Supplied material:

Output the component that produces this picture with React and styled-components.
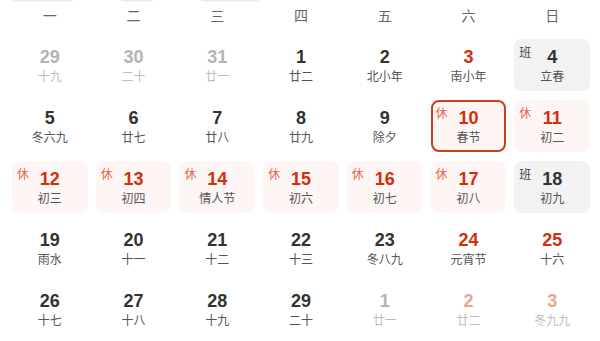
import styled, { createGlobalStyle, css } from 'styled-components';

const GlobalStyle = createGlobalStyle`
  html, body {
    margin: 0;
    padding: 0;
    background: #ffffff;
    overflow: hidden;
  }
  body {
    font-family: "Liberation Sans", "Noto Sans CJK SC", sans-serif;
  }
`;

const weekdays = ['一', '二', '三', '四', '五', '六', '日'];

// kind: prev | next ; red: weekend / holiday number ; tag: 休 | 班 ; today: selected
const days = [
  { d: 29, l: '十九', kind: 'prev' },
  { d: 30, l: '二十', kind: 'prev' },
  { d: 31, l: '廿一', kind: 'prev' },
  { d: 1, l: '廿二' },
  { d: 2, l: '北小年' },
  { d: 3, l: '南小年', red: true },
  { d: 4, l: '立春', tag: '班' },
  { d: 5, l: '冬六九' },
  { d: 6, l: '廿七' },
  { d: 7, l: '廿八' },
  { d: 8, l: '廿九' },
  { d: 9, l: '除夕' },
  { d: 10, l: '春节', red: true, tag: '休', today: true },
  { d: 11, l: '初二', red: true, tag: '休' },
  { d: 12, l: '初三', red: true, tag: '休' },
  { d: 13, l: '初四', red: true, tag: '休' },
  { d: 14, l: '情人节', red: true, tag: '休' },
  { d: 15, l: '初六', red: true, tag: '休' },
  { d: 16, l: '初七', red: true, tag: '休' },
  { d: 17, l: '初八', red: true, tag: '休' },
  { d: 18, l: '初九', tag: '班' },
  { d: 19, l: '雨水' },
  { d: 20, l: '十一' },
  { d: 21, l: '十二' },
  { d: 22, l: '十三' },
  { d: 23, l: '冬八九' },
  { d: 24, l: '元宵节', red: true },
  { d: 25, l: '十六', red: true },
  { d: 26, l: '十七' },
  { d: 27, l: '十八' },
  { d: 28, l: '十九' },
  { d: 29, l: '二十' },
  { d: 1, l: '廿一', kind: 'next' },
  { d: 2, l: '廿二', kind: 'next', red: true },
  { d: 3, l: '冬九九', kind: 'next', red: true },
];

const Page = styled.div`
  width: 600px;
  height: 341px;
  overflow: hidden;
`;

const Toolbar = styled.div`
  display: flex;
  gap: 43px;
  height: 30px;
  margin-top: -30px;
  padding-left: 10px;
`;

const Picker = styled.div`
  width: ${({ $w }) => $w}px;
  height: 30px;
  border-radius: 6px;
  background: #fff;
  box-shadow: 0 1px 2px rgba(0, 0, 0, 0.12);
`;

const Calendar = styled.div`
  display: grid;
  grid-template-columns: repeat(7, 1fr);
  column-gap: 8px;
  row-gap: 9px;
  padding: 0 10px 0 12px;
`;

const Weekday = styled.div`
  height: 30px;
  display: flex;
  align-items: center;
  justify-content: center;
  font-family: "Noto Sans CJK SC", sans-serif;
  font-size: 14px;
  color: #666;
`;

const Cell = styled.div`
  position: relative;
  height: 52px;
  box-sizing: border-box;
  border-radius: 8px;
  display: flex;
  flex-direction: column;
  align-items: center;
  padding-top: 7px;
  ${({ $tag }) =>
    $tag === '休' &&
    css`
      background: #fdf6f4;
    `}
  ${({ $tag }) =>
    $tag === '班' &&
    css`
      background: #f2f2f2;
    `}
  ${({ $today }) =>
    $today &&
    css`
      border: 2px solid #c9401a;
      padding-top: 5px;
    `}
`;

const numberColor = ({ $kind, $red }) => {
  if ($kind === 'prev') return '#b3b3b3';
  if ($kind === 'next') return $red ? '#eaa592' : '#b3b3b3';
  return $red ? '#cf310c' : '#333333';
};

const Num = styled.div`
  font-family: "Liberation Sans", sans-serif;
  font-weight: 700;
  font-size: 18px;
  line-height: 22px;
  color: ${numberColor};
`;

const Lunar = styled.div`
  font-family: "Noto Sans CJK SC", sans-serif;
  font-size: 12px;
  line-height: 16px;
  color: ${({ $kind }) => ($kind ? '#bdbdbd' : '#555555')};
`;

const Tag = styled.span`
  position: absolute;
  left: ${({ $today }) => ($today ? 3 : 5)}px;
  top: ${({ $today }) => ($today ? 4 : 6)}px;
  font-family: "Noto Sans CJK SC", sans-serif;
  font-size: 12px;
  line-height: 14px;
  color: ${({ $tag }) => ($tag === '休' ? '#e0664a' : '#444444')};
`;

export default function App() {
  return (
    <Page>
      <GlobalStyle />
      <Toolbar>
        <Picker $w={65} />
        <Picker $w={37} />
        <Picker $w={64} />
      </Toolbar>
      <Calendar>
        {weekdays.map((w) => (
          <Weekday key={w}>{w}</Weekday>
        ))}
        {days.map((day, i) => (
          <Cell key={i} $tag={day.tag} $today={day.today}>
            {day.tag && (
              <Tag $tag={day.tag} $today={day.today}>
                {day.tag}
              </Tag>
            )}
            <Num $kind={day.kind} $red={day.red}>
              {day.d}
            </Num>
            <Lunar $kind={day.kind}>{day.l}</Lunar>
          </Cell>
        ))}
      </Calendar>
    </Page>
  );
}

Aim: With the pictures left out, restate word for word every line of the data above, from the first down to the line that contains "const weekdays = ['一', '二', '三', '四', '五', '六', '日'];".

Solution for this task:
Output the component that produces this picture with React and styled-components.
import styled, { createGlobalStyle, css } from 'styled-components';

const GlobalStyle = createGlobalStyle`
  html, body {
    margin: 0;
    padding: 0;
    background: #ffffff;
    overflow: hidden;
  }
  body {
    font-family: "Liberation Sans", "Noto Sans CJK SC", sans-serif;
  }
`;

const weekdays = ['一', '二', '三', '四', '五', '六', '日'];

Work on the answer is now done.